Let’s assume a party makes a timely motion to vacate an award. What will likely then happen is the other party will cross-move to confirm the award. The burden on the party seeking confirmation is pretty modest. Generally the party moving to confirm will need to show that the parties: (a) agreed to arbitrate; (b) consented to entry of judgment on the award; (c) appointed an arbitrator or panel of arbitrators; and (d) submitted the dispute to the arbitrators, who issued the award. The award is presumed valid and the court does not review its outcome or substance.

Once the modest prerequisites for confirmation have been established by a properly supported petition or motion to confirm an award, then the court “must grant” confirmation “unless the award is vacated, modified or corrected” under FAA Sections 10 or 11. 9 U.S.C. § 9. Thus, apart from those relatively rare cases where a party can show that the parties never agreed to arbitrate at all (and that the challenging party did not waive that defense), or perhaps never even impliedly consented to entry of judgment on the award, the only grounds on which the losing party can oppose confirmation are those set forth in Section 10 and 11.

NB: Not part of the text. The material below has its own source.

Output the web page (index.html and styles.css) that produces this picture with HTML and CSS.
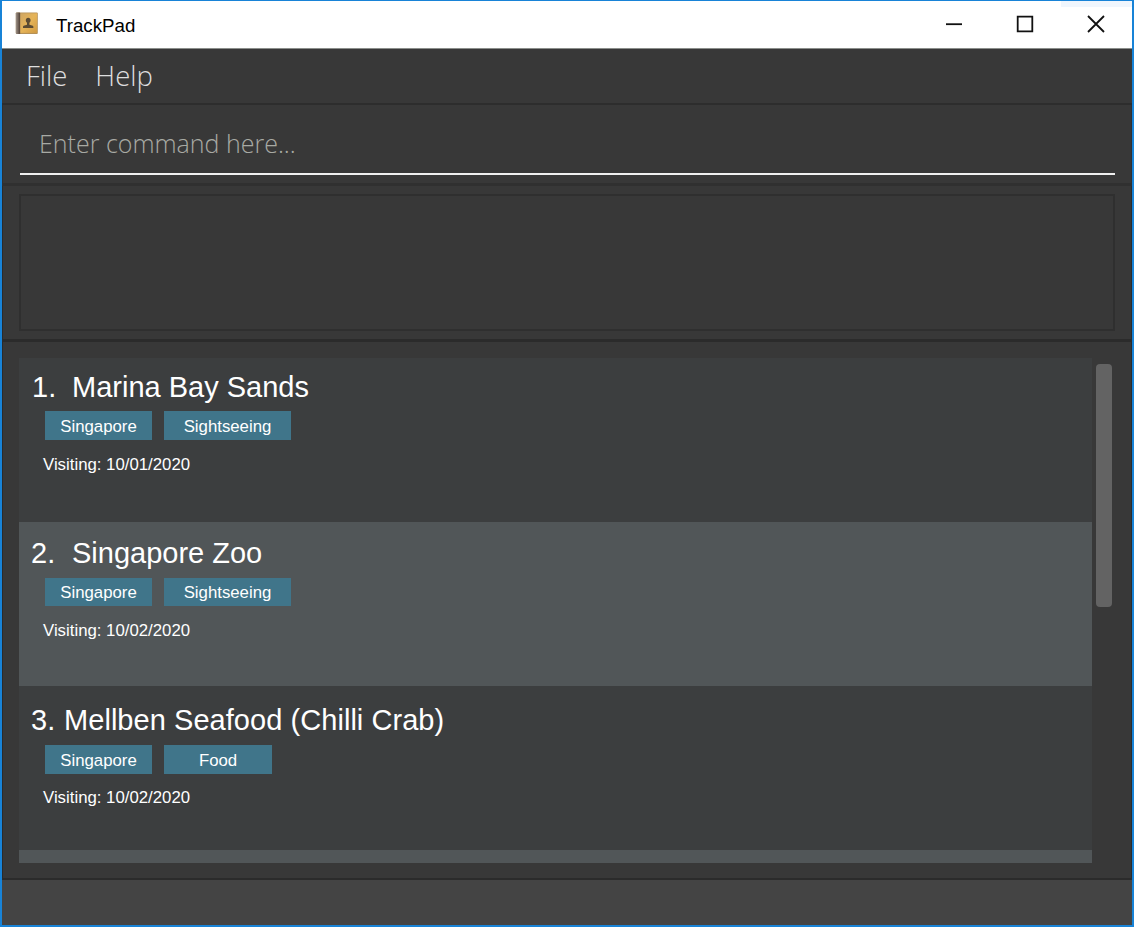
FILE: index.html
```html
<!DOCTYPE html>
<html lang="en">
<head>
<meta charset="utf-8">
<title>TrackPad</title>
<link rel="stylesheet" href="styles.css">
</head>
<body>
<div class="window">
  <header class="titlebar">
    <svg class="app-icon" width="24" height="24" viewBox="0 0 24 24">
      <defs>
        <linearGradient id="cover" x1="0" y1="0" x2="1" y2="1"><stop offset="0" stop-color="#cfa663"/><stop offset=".5" stop-color="#e6b458"/><stop offset="1" stop-color="#d09a42"/></linearGradient>
        <linearGradient id="spine" x1="0" y1="0" x2="1" y2="0"><stop offset="0" stop-color="#a0948a"/><stop offset="1" stop-color="#4b3b30"/></linearGradient>
      </defs>
      <rect x="0.8" y="0.500" width="22" height="21.5" rx="1" fill="#b59157"/>
      <rect x="0.800" y="0.500" width="4.500" height="21.5" rx="1" fill="url(#spine)"/>
      <rect x="5.300" y="1.3" width="16.700" height="19.6" fill="url(#cover)"/>
      <path d="M13.200 5.700c-1.500 0-2.400 1.100-2.400 2.500 0 1.200.5 1.900 1.200 2.600v1.900l-3.400 1.100c-.5.2-.6.5-.6 2.200h10.400c0-1.700-.1-2-.6-2.200l-3.400-1.100v-1.900c.7-.7 1.200-1.400 1.200-2.600 0-1.400-.9-2.500-2.400-2.500z" fill="#5b4b33"/>
    </svg>
    <span class="app-name">TrackPad</span>
    <div class="controls">
      <svg width="18" height="18" viewBox="0 0 18 18"><path d="M1 9.200h16"/></svg>
      <svg width="18" height="18" viewBox="0 0 18 18"><path d="M1.700 1.700h14.600v14.600h-14.600z"/></svg>
      <svg width="18" height="18" viewBox="0 0 18 18"><path d="M1 1l16 16M17 1l-16 16"/></svg>
    </div>
    <i class="glint"></i>
  </header>
  <nav class="menu"><span>File</span><span class="help">Help</span></nav>
  <section class="command"><div class="field">Enter command here...</div></section>
  <section class="result"><div class="result-box"></div></section>
  <main class="list-panel">
    <div class="list">
      <article class="card">
        <h2><span class="num">1.</span><span class="place">Marina Bay Sands</span></h2>
        <div class="tags"><span class="tag">Singapore</span><span class="tag wide">Sightseeing</span></div>
        <p>Visiting: 10/01/2020</p>
      </article>
      <article class="card alt">
        <h2><span class="num">2.</span><span class="place">Singapore Zoo</span></h2>
        <div class="tags"><span class="tag">Singapore</span><span class="tag wide">Sightseeing</span></div>
        <p>Visiting: 10/02/2020</p>
      </article>
      <article class="card third">
        <h2><span class="num">3.</span><span class="place">Mellben Seafood (Chilli Crab)</span></h2>
        <div class="tags"><span class="tag">Singapore</span><span class="tag food">Food</span></div>
        <p>Visiting: 10/02/2020</p>
      </article>
      <article class="card alt last"></article>
    </div>
    <div class="scroll"><div class="thumb"></div></div>
  </main>
  <footer class="status"></footer>
</div>
</body>
</html>
```

FILE: styles.css
```css
* { box-sizing: border-box; margin: 0; }
body { font-family: "Liberation Sans", Arial, sans-serif; overflow: hidden; }
.window {
  width: 1134px; height: 927px;
  display: flex; flex-direction: column;
  background: #383838;
  border: 2px solid #1883d7;
  border-top-width: 1px;
}
.titlebar {
  position: relative;
  height: 48px; flex: none;
  display: flex; align-items: center;
  padding: 0 27px 2px 13px;
  background: #fff;
  border-bottom: 1px solid #8b8e8b;
}
.app-name { margin-left: 17px; padding-top: 4px; font-size: 18.700px; color: #000; }
.controls { margin-left: auto; display: flex; gap: 53px; }
.controls svg { fill: none; stroke: #111; stroke-width: 1.800; }
.glint { position: absolute; top: 0; right: 0; width: 71px; height: 6px; background: #f0f6fd; }
.menu {
  height: 56px; flex: none;
  display: flex;
  padding: 7px 0 0 24px;
  font: 300 27.500px/40px "Open Sans", "Noto Sans", sans-serif;
  color: #dedede;
  border-bottom: 2px solid #2d2d2d;
}
.help { margin-left: 28px; }
.command {
  height: 81px; flex: none;
  padding: 0 16px 0 17px;
  border: 1px solid #303030;
  border-width: 0 1px 3px;
}
.command .field {
  height: 70px;
  padding: 18px 0 0 19px;
  border-bottom: 2px solid #f0f0f0;
  font: 300 25px/40px "Open Sans", "Noto Sans", sans-serif;
  color: #a8aaa4;
}
.result {
  height: 156px; flex: none;
  padding: 8px 16px 0;
  border: 1px solid #2b2b2b;
  border-width: 0 1px 3px;
}
.result-box { height: 137px; border: 2px solid #2f2f2f; }
.list-panel {
  height: 538px; flex: none;
  display: flex;
  padding: 16px 0 0 16px;
  border: 1px solid #2b2b2b;
  border-width: 0 1px 2px;
}
.list { width: 1073px; height: 505px; overflow: hidden; background: #3c3e3f; }
.card { height: 164px; padding: 12px 0 0 13px; color: #fff; }
.card.alt { padding-top: 14px; background: #515658; }
.card.third { padding-top: 17px; }
.card.last { height: 13px; padding: 0; }
h2 { display: flex; font-size: 29px; font-weight: 400; line-height: 34px; }
.num { width: 40px; }
.alt .num, .third .num { margin-left: -1px; width: 41px; }
.third .num { width: 33px; }
.third .place { letter-spacing: 0.050px; }
.tags { display: flex; gap: 12px; margin: 7px 0 0 13px; }
.alt .tags, .third .tags { margin-top: 8px; }
.tag {
  width: 107px; height: 29px;
  background: #40758a;
  text-align: center;
  font-size: 16.800px; line-height: 31px;
}
.alt .tag { height: 28px; line-height: 30px; }
.tag.wide { width: 127px; }
.tag.food { width: 108px; }
.card p { margin: 15px 0 0 11px; font-size: 16.800px; line-height: 20px; }
.third p { margin-top: 14px; }
.scroll { width: 25px; padding: 6px 0 0 4px; }
.thumb { width: 16px; height: 243px; border-radius: 4px; background: #636363; }
.status { flex: 1; background: #444; }
```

The only exception might be if the award interprets the contract in a way that causes it to violate a well-defined and explicit public policy, or if the remedy the arbitrator awards violates the criminal law or requires one of the parties to do so. For example, one would not expect a court to enter judgment on an award that purported to authorize the prevailing party to inflict bodily harm on the losing party or vice-versa. That principle is simply an application of the contract-law rule that courts will not enforce contracts that violate public policy. See, generally, W. R. Grace & Co. v. Rubber Workers, 461 U.S. 757, 766 (1983); United Food & Commercial Workers Int’l Union v. King Soopers, 743 F.3d 1310, 1315 (10th Cir. 2014).